Densho Digital Archive
Twin Cities JACL Collection
Title: Helen Tanigawa Tsuchiya Interview
Narrator: Helen Tanigawa Tsuchiya
Interviewer: Megan Asaka
Location: Bloomington, Minnesota
Date: June 16, 2009
Densho ID: denshovh-thelen-01-0005

<Begin Segment 5>

MA: And then you also attended Japanese language school.

HT: Yeah, Saturday and Sunday and then we would, Sunday after one hour of Japanese school we had church.

MA: And which church did you attend?

HT: The Buddhist church.

MA: The Buddhist church.

HT: Uh-huh.

MA: Do you remember the name of that church? Was it --

HT: Just Jodo Shinshu. No, it wasn't Jodo Shinshu, it was the other one. Right now we're in Jodo Shinshu. I can't remember now.

MA: So it was a church for the Parlier Japanese Buddhist community?
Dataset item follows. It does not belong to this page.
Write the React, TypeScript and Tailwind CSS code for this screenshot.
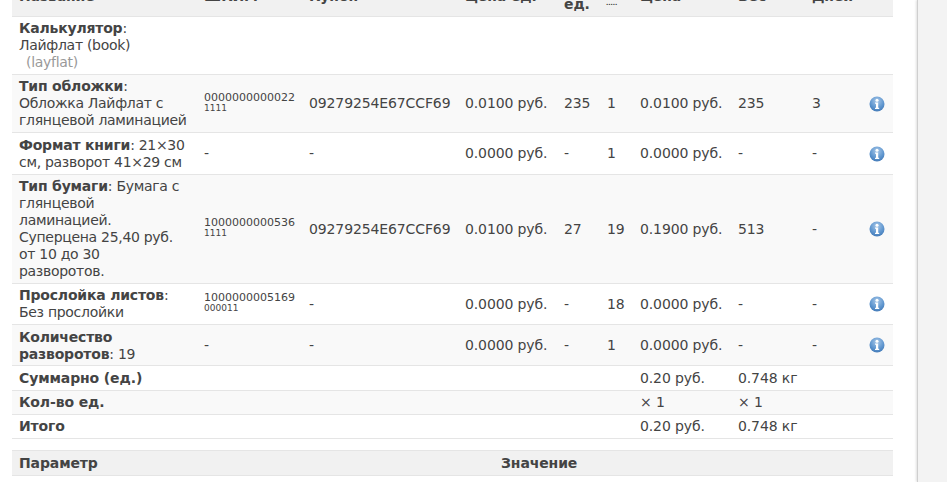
import React from 'react';

const rows = [
  {
    name: <><b>Тип обложки</b>: Обложка Лайфлат с глянцевой ламинацией</>,
    code: ['0000000000022', '1111'], coupon: '09279254E67CCF69', unit: '0.0100 руб.', per: '235', qty: '1', price: '0.0100 руб.', weight: '235', days: '3', bg: 'bg-[#f9f9f9]', nudge: '',
  },
  {
    name: <><b>Формат книги</b>: 21×30 см, разворот 41×29 см</>,
    code: null, coupon: '-', unit: '0.0000 руб.', per: '-', qty: '1', price: '0.0000 руб.', weight: '-', days: '-', bg: 'bg-white h-[42px]', nudge: '',
  },
  {
    name: <><b>Тип бумаги</b>: Бумага с глянцевой ламинацией. Суперцена 25,40 руб. от 10 до 30<br />разворотов.</>,
    code: ['1000000000536', '1111'], coupon: '09279254E67CCF69', unit: '0.0100 руб.', per: '27', qty: '19', price: '0.1900 руб.', weight: '513', days: '-', bg: 'bg-[#f9f9f9]', nudge: '',
  },
  {
    name: <><b>Прослойка листов</b>: Без прослойки</>,
    code: ['1000000005169', '000011'], coupon: '-', unit: '0.0000 руб.', per: '-', qty: '18', price: '0.0000 руб.', weight: '-', days: '-', bg: 'bg-white', nudge: '',
  },
  {
    name: <><b>Количество разворотов</b>: 19</>,
    code: null, coupon: '-', unit: '0.0000 руб.', per: '-', qty: '1', price: '0.0000 руб.', weight: '-', days: '-', bg: 'bg-[#f9f9f9]', nudge: 'pt-[4px] pb-[2px]',
  },
];

const totals = [
  { label: 'Суммарно (ед.)', price: '0.20 руб.', weight: '0.748 кг', bg: 'bg-white h-[25px]' },
  { label: 'Кол-во ед.', price: '× 1', weight: '× 1', bg: 'bg-[#f9f9f9]' },
  { label: 'Итого', price: '0.20 руб.', weight: '0.748 кг', bg: 'bg-white' },
];

function InfoIcon() {
  return (
    <svg width="16" height="16" viewBox="0 0 16 16" className="block">
      <defs>
        <radialGradient id="info" cx="50%" cy="30%" r="75%">
          <stop offset="0%" stopColor="#a9c8e8" />
          <stop offset="60%" stopColor="#5f96cf" />
          <stop offset="100%" stopColor="#3f76b4" />
        </radialGradient>
      </defs>
      <circle cx="8" cy="8" r="7.5" fill="url(#info)" />
      <circle cx="8" cy="4.2" r="1.5" fill="#fff" />
      <path d="M6 6.6h3.2v5.2h1v1.2H6v-1.2h1V7.8H6z" fill="#fff" />
    </svg>
  );
}

const td = 'border-b border-[#e5e5e5] px-[7px] py-[3px] align-middle';
const nameTd = `${td} tracking-[-0.3px] [&_b]:tracking-[-0.2px]`;

export default function App() {
  return (
    <div className="flex h-[482px] w-[947px] overflow-hidden bg-white font-['DejaVu_Sans',sans-serif] text-[14px] leading-[17px] tracking-[-0.12px] text-[#444]">
      <div className="w-[917px] shrink-0 pl-3 pr-6">
        <table className="-mt-[24px] w-[881px] table-fixed border-collapse">
          <colgroup>
            <col className="w-[185px]" />
            <col className="w-[105px]" />
            <col className="w-[156px]" />
            <col className="w-[99px]" />
            <col className="w-[43px]" />
            <col className="w-[33px]" />
            <col className="w-[98px]" />
            <col className="w-[74px]" />
            <col className="w-[57px]" />
            <col className="w-[31px]" />
          </colgroup>
          <thead>
            <tr className="bg-[#f1f1f1] text-left font-bold">
              <th className={td}>Название</th>
              <th className={td}>ШКИМ</th>
              <th className={td}>Купон</th>
              <th className={td}>Цена ед.</th>
              <th className={td}>Вес<br />ед.</th>
              <th className="border-b border-[#e5e5e5] px-[6px] pb-[5px] align-bottom text-[6px] tracking-normal text-[#333]">.....</th>
              <th className={td}>Цена</th>
              <th className={td}>Вес</th>
              <th className={td}>Дней</th>
              <th className={td}></th>
            </tr>
          </thead>
          <tbody>
            <tr className="bg-white">
              <td className={nameTd}>
                <b>Калькулятор</b>: Лайфлат (book)
                <br />
                <span className="pl-[7px] text-[#999]">(layflat)</span>
              </td>
              <td className={td} colSpan={9}></td>
            </tr>
            {rows.map((row, i) => (
              <tr key={i} className={row.bg}>
                <td className={`${nameTd} ${row.nudge}`}>{row.name}</td>
                <td className={td}>
                  {row.code ? (
                    <div className="pb-[2px] text-[11px] leading-[11px] tracking-normal">
                      {row.code[0]}
                      <div className="text-[9px]">{row.code[1]}</div>
                    </div>
                  ) : '-'}
                </td>
                <td className={td}>{row.coupon}</td>
                <td className={td}>{row.unit}</td>
                <td className={td}>{row.per}</td>
                <td className={td}>{row.qty}</td>
                <td className={td}>{row.price}</td>
                <td className={td}>{row.weight}</td>
                <td className={td}>{row.days}</td>
                <td className={td}><InfoIcon /></td>
              </tr>
            ))}
            {totals.map((row) => (
              <tr key={row.label} className={row.bg}>
                <td className={`${td} font-bold`} colSpan={6}>{row.label}</td>
                <td className={td}>{row.price}</td>
                <td className={td} colSpan={3}>{row.weight}</td>
              </tr>
            ))}
          </tbody>
        </table>
        <div className="mt-[11px] grid h-[26px] w-[881px] grid-cols-[482px_1fr] items-center border-y border-[#e5e5e5] bg-[#f1f1f1] px-[7px] font-bold">
          <span>Параметр</span>
          <span>Значение</span>
        </div>
      </div>
      <div className="grow border-l border-[#cfcfcf] bg-[#f3f3f3] shadow-[-1px_0_2px_rgba(0,0,0,0.12)]"></div>
    </div>
  );
}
HT: Yeah, Japanese. There were one or two that were Christians that came to Japanese school, but that was very unusual in those days because everybody was bukkyou, Buddhist. And it was pretty nice. It was big, they rented, and they built it up and it was an old garage. It was an automobile garage or something and then they made it into...and I have pictures of that, they took pictures of that. And then the Japanese school and the teachers were really good. I learned a lot, I really did. The teachers made us do haiku and then Japanese, see how much we could write and all that. So, it was nice. We had, and then we used to go over to Fresno for, I don't know if you know what sakubun taikai. You write a story and then they had a contest and I won a little medal on that. It was about my first bicycle. I used to buck my sister to school and I wrote that and they put it in the paper. That's what that picture was.
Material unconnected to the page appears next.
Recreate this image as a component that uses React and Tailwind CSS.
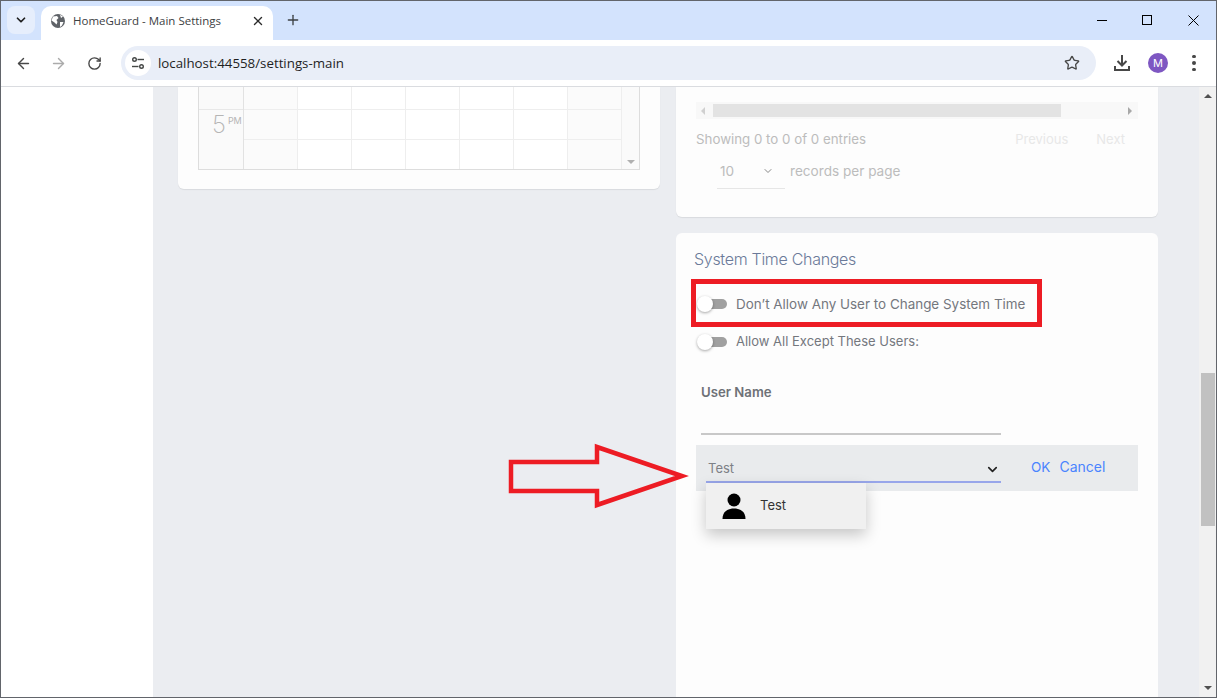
import React from "react";
import { ArrowLeft, ArrowRight, RotateCw, Star, X, Plus, ChevronDown } from "lucide-react";

const days = [0, 1, 2, 3, 4, 5, 6];

function CalendarRow({ h }) {
  return (
    <div className={"flex border-b border-[#eeeeee] " + h}>
      {days.map((d) => (
        <div key={d} className={"w-[54px] border-r border-[#eeeeee] " + (d === 0 || d === 6 ? "bg-[#fbfbfb]" : "bg-white")} />
      ))}
    </div>
  );
}

function Toggle({ label, cls }) {
  return (
    <div className="flex items-center h-[18px]">
      <div className="relative w-[28px] h-[10px] ml-[3px] mr-[9px] bg-[#a0a0a0] rounded-full shrink-0">
        <div className="absolute -left-[2px] -top-[3px] w-[16px] h-[16px] rounded-full bg-white shadow-[0_1px_3px_rgba(0,0,0,0.35)]" />
      </div>
      <span className={"text-[#74777d] " + cls}>{label}</span>
    </div>
  );
}

export default function App() {
  return (
    <div className="w-[1217px] h-[698px] overflow-hidden flex flex-col border border-[#62656b] bg-white font-['Inter',sans-serif]">
      {/* Tab strip */}
      <div className="h-[39px] shrink-0 bg-[#d3e3fd] flex items-end relative font-['Open_Sans',sans-serif]">
        <div className="self-start mt-[5px] ml-[6px] w-[28px] h-[28px] rounded-[8px] bg-[#e6eefc] flex items-center justify-center">
          <ChevronDown size={14} strokeWidth={3} className="text-[#1f1f1f]" />
        </div>
        <div className="ml-[6px] w-[232px] h-[34px] bg-white rounded-t-[10px] flex items-center pl-[9px] pr-[8px] pb-[4px]">
          <svg width="16" height="16" viewBox="0 0 16 16" className="shrink-0">
            <circle cx="8" cy="8" r="7" fill="#5f6368" />
            <path d="M3 3.5 L7 3 L8.5 5 L6.5 7 L7.5 9 L6.5 11.5 L4.5 9.5 L1.5 7.5 Z M10 9 L13.5 9 L12 12.5 L10 14 Z M10 1.8 L13 3.5 L11 5 Z" fill="#ffffff" />
          </svg>
          <span className="ml-[7px] text-[11.5px] text-[#3c4043] whitespace-nowrap flex-1">HomeGuard - Main Settings</span>
          <X size={14} strokeWidth={2.4} className="text-[#2b2b2b]" />
        </div>
        <Plus size={16} strokeWidth={2} className="self-start mt-[11px] ml-[12px] text-[#3c4043]" />
        <div className="ml-auto self-start h-[38px] flex items-center text-[#111]">
          <div className="w-[46px] flex justify-center">
            <div className="w-[10px] h-[1px] ml-[2px] bg-black" />
          </div>
          <div className="w-[46px] flex justify-center">
            <div className="w-[10px] h-[10px] border border-black" />
          </div>
          <div className="w-[46px] flex justify-center">
            <svg width="11" height="11" viewBox="0 0 11 11"><path d="M0.5 0.5 L10.5 10.5 M10.5 0.5 L0.5 10.5" stroke="#000" strokeWidth="1" /></svg>
          </div>
        </div>
      </div>
      {/* Toolbar */}
      <div className="h-[47px] shrink-0 bg-white border-b border-[#dadce0] rounded-tr-[8px] flex items-center pl-[14px] pr-[11px]">
        <ArrowLeft size={17} strokeWidth={2} className="text-[#474747]" />
        <ArrowRight size={17} strokeWidth={2} className="text-[#ababab] ml-[18px]" />
        <RotateCw size={15} strokeWidth={2.2} className="text-[#474747] ml-[20px]" />
        <div className="ml-[19px] w-[975px] h-[34px] rounded-full bg-[#e9eef8] flex items-center pl-[4px] pr-[16px]">
          <div className="w-[26px] h-[26px] rounded-full bg-white flex items-center justify-center">
            <svg width="16" height="16" viewBox="0 0 16 16" fill="none" stroke="#444746" strokeWidth="1.4">
              <circle cx="4.5" cy="4.5" r="1.8" />
              <path d="M7.5 4.5 H14" />
              <circle cx="11.5" cy="11.5" r="1.8" />
              <path d="M2 11.5 H8.5" />
            </svg>
          </div>
          <span className="ml-[7px] mt-[1px] text-[13.3px] text-[#1f1f1f] font-['Open_Sans',sans-serif] flex-1">localhost:44558/settings-main</span>
          <Star size={16} strokeWidth={2} className="text-[#474747]" />
        </div>
        <svg width="18" height="18" viewBox="0 0 18 18" className="ml-[17px]" fill="none" stroke="#474747" strokeWidth="2">
          <path d="M9 1 V11 M4.5 7 L9 11.5 L13.5 7 M2 12 V16 H16 V12" />
        </svg>
        <div className="ml-[17px] w-[20px] h-[20px] rounded-full bg-[#7e57c2] text-white text-[11px] flex items-center justify-center">M</div>
        <div className="ml-[24px] flex flex-col gap-[3px]">
          <div className="w-[3.5px] h-[3.5px] rounded-full bg-[#474747]" />
          <div className="w-[3.5px] h-[3.5px] rounded-full bg-[#474747]" />
          <div className="w-[3.5px] h-[3.5px] rounded-full bg-[#474747]" />
        </div>
      </div>
      {/* Page */}
      <div className="flex-1 min-h-0 flex relative">
        <div className="w-[152px] shrink-0 bg-white" />
        <div className="w-[1046px] bg-[#ebedf1] pl-[25px] flex gap-[16px] items-start overflow-hidden">
          {/* left card */}
          <div className="w-[482px] h-[102px] bg-[#fdfdfd] rounded-b-[6px] shadow-[0_1px_1px_rgba(0,0,0,0.08)] px-[20px] shrink-0">
            <div className="w-[442px] h-[83px] flex border-b border-r border-l border-[#dddddd]">
              <div className="w-[45px] shrink-0 bg-[#fafafa] border-r border-[#e2e2e2]">
                <div className="h-[23px] border-b border-[#e8e8e8]" />
                <div className="pl-[13px] flex items-start text-[#b5b5b5] leading-none">
                  <span className="text-[24px] font-extralight mt-[3px]">5</span>
                  <span className="text-[9px] ml-[2px] mt-[6px]">PM</span>
                </div>
              </div>
              <div className="w-[378px] shrink-0">
                <CalendarRow h="h-[23px]" />
                <CalendarRow h="h-[30px]" />
                <CalendarRow h="h-[29px] border-b-0" />
              </div>
              <div className="flex-1 bg-[#fafafa] flex items-end justify-center pb-[5px]">
                <div className="w-0 h-0 border-l-[4px] border-r-[4px] border-t-[4px] border-l-transparent border-r-transparent border-t-[#b0b0b0]" />
              </div>
            </div>
          </div>
          {/* right column */}
          <div className="w-[482px] shrink-0 flex flex-col gap-[16px]">
            <div className="h-[130px] bg-[#fdfdfd] rounded-b-[6px] shadow-[0_1px_1px_rgba(0,0,0,0.08)] px-[20px] pt-[15px]">
              <div className="h-[17px] bg-[#f8f8f8] flex items-center">
                <div className="w-0 h-0 ml-[5px] border-t-[4px] border-b-[4px] border-r-[4px] border-t-transparent border-b-transparent border-r-[#d0d0d0]" />
                <div className="ml-[8px] w-[348px] h-[13px] bg-[#e3e3e3]" />
                <div className="w-0 h-0 ml-auto mr-[6px] border-t-[4px] border-b-[4px] border-l-[4px] border-t-transparent border-b-transparent border-l-[#a8a8a8]" />
              </div>
              <div className="flex items-center mt-[12px] h-[18px] text-[13.3px] text-[#bcbcbc]">
                <span>Showing 0 to 0 of 0 entries</span>
                <span className="ml-auto text-[13px] text-[#e8e8e8]">Previous</span>
                <span className="ml-[28px] mr-[13px] text-[13px] text-[#e8e8e8]">Next</span>
              </div>
              <div className="flex items-start mt-[9px] text-[13.6px] text-[#bcbcbc]">
                <div className="ml-[21px] w-[68px] h-[31px] border-b border-[#e6e6e6] flex items-start pt-[4px] pl-[3px] pr-[11px]">
                  <span className="flex-1 leading-[18px]">10</span>
                  <ChevronDown size={12} strokeWidth={2} className="text-[#888] mt-[3px]" />
                </div>
                <span className="ml-[5px] mt-[4px] leading-[18px]">records per page</span>
              </div>
            </div>
            <div className="h-[480px] bg-[#fdfdfd] rounded-t-[6px] px-[20px] pt-[16px]">
              <h3 className="-ml-[2px] text-[16px] leading-[20px] font-light tracking-[-0.3px] text-[#6b7a99]">System Time Changes</h3>
              <div className="mt-[26px] flex flex-col gap-[20px]">
                <Toggle label="Don’t Allow Any User to Change System Time" cls="text-[13.45px]" />
                <Toggle label="Allow All Except These Users:" cls="text-[13px]" />
              </div>
              <div className="ml-[5px] mt-[33px] w-[300px]">
                <div className="text-[13.2px] font-semibold text-[#6e7177] leading-[16px]">User Name</div>
                <div className="mt-[33px] h-[2px] bg-[#c8c8c8]" />
              </div>
              <div className="mt-[10px] h-[46px] bg-[#e9ebed] flex items-start relative">
                <div className="ml-[10px] w-[295px] h-[38px] border-b-2 border-[#98a6ea] flex items-end pb-[4px] pl-[2px] pr-[1px]">
                  <span className="flex-1 text-[13px] text-[#7d8086] leading-[18px]">Test</span>
                  <ChevronDown size={15} strokeWidth={2.6} className="text-[#222]" />
                </div>
                <div className="ml-[30px] mt-[13px] text-[13.5px] text-[#4a84ff] leading-[18px]">OK</div>
                <div className="ml-[9px] mt-[13px] text-[14px] text-[#4a84ff] leading-[18px]">Cancel</div>
                <div className="absolute left-[10px] top-[38px] w-[160px] h-[46px] bg-[#f0f0f0] shadow-[0_6px_14px_rgba(0,0,0,0.22)] flex items-center pl-[16px]">
                  <svg width="24" height="27" viewBox="0 0 24 27" fill="#000">
                    <circle cx="12" cy="7" r="6.5" />
                    <path d="M0.5 26 C0.5 19 5 15.5 12 15.5 C19 15.5 23.5 19 23.5 26 Z" />
                  </svg>
                  <span className="ml-[14px] text-[13px] text-[#333]">Test</span>
                </div>
              </div>
            </div>
          </div>
        </div>
        {/* page scrollbar */}
        <div className="flex-1 bg-[#f1f1f1] relative">
          <div className="absolute left-[5px] top-[7px] w-0 h-0 border-l-[4px] border-r-[4px] border-b-[4px] border-l-transparent border-r-transparent border-b-[#505050]" />
          <div className="absolute left-[2px] right-[1px] top-[286px] h-[153px] bg-[#c1c1c1]" />
          <div className="absolute left-[5px] bottom-[7px] w-0 h-0 border-l-[4px] border-r-[4px] border-t-[4px] border-l-transparent border-r-transparent border-t-[#505050]" />
        </div>
        {/* annotation overlays */}
        <svg className="absolute left-[-1px] top-[-86px] pointer-events-none" width="1217" height="698" fill="none" stroke="#ed1c24">
          <rect x="693.5" y="280.5" width="346" height="43" strokeWidth="5" />
          <path d="M511 461 H597 V446 L682 475 L597 504 V490 H511 Z" strokeWidth="4.5" />
        </svg>
      </div>
    </div>
  );
}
MA: Did you go to Fresno often? Was that --

HT: That's a big trip, every time there was a big deal we would go to Fresno and then they, whenever they had a big party or not, big get together, then we would all go to Fresno. The whole county would go in. And my mother-in-law was a schoolteacher in Manmoth and she saw my picture of the sakubun. She says, "You were there?" And I said, "Yes, I was there." She said one of her students won. And I told my husband, I said, "I met you mother-in-law before I met you." I didn't meet her or anything, but she said she couldn't remember me either.

MA: But you were at the same place at the same time.

HT: Yeah, same place. She told me which child that won. She was a school -- she was a, I learned a lot from her. My mother had only a third grade education, but she was, I couldn't ask for a better mother. But after I got married, when I would say certain things, she said, "That's not right." She would teach me the correct way because she graduated from college in Japan.

MA: And then she was a language teacher? A Japanese language teacher?

HT: Yeah, here in California. That's how they made, because they had a farm also and they couldn't make money, but she got a little bit of money from teaching.